Today, temperatures are expected to rise at least 1oC while snow cover will substantially diminish over the next two decades, which Dr Thomas says puts the area on a similar trajectory to 1600 years ago. But this time around the area has had the added stress of more than a century of grazing and in recent times, the impact of tourism.

“Rising temperatures could result in the extinction of alpine species, including several endemics to the area,” she says.

One such example is a type of snow daisy – Craspedia costiniana – commonly known as ‘Billy-buttons’, which are noticeable for their vibrant yellow rosette of tiny flowers.

“As the temperature warms, tree lines move to higher elevations, shifting the alpine species higher still. But at some point they can go no higher – they’re basically squeezed out of their niche, and it’s not just plants but animals too which are affected.”

By reconstructing the climate, environment and bushfire activity of the last 3500 years, the researchers were able to identify the potential fire and vegetation responses that may occur in the future in these vulnerable alpine areas.

“You only need to look at the bushfires that swept through some of these regions a little over a year ago to get a sneak peak of what’s to come,” Dr Thomas says.

“We will need ongoing conservation efforts to protect these vulnerable alpine environments from the combined threats of climate change, fire and invasive species.”
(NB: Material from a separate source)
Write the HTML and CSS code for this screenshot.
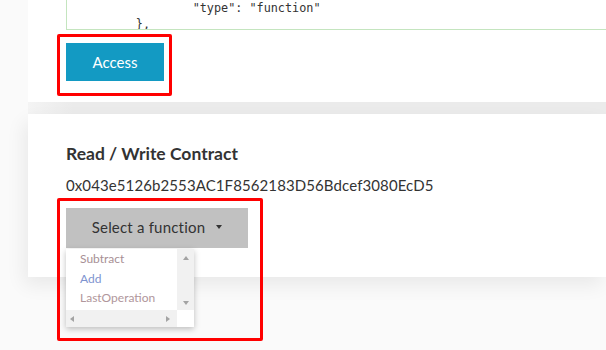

Restoration programs over the last half century have aimed at revitalising the natural vegetation in the Kosciuszko National Park following the effects of grazing – finally banned in 1967 —  and the environmental damage caused by the Snowy River Hydro-Electric scheme. More recently, the federal government has thrown $3.4m towards recovery from the bushfires.

But Dr Thomas says it’s a delicate balance to restore and protect an environment when you have the added impacts of increased tourism and invasive plants.

“Getting rid of invasive species is very difficult,” Dr Thomas says, “because some invasive species are good at stabilising the landscape by preventing soil erosion. On the other hand, that plant itself is not native to the area, and may have knock-on effects for biodiversity. So it’s a very complex problem – getting it right requires a lot of care and deliberation.”

Late Holocene snapshot

Club Lake was so-named because of its resemblance to the club suit in a deck of cards. It is one of four ‘cirque’ lakes on mainland Australia which was created by glaciers as they carved new valleys out of the mountain landscape during the last ice age that ended 15,000 years ago.

The lake occupies a space of roughly 16 square kilometres and is less than two metres deep.

Dr Thomas says lakes offer scientists good opportunities to study the past.

“Lakes are great at recording data because they form a seal over the sediments underneath that are less likely to be disturbed.

“Lake sediments are used all over the world as indicators of climate and environmental change because the way they trap the material makes it easier to study those sediments.”

The team extracted a 35cm core sample from the bottom of the lake which they worked out to equate to about 3500 years of history – about 100 years for each centimetre.

Fifteen scientists, each with unique expertise, worked together to analyse these sediments. Dr Haidee Cadd, a palaeoecologist, used grains of pollen at different depths to work out what sort of plants were growing nearby and how fast changes in vegetation occurred. Dr Cadd also noted that “small particles of charcoal can indicate changing fire activity over time”.

There are also elemental indicators – such as the presence of mercury, iron, titanium and other elements – that form their own type of geochemical fingerprint, Dr Thomas says.

“Club Lake is probably considered remote by many people but the lake sediments record changes on the scale of hundreds to thousands of years – from the recent inclusion of pine pollen from planted trees and mercury pollutants from the last 150 years, back to temperature changes 3500 years ago.”

To work out how temperatures have changed over this time, the team looked for the presence of molecular fossils and used a “lipid biomarker palaeothermometer technique”, says Dr Thomas.

“This technique works on the basis that microbial communities adjust the chemical structure of their cell membranes in response to environmental temperature.”

Dr Thomas acknowledges that using the biomarker method give scientists quite a high-level view of temperatures over long periods of time. But she and her colleagues were pleasantly surprised when analysis of stalagmites in nearby Yarrangobilly caves told the same story.

“The temperature reconstruction from both sites are incredibly similar, despite being based on two completely different sample types and methods. This really shows the robustness of the reconstructions,” she says.

Looking forward to looking back

Next up Dr Thomas and her colleagues want to look even further back in time – up to 10,000 years – to see whether the relationships between temperature, fire and vegetation follow similar patterns.

“We believe that the warm temperature anomaly around 1000 years ago may have been driven by an atmospheric circulation response to tropical sea-surface temperatures – a situation similar to what we are currently experiencing. Future work will help to confirm this link.”

The research was published in Science of the Total Environment.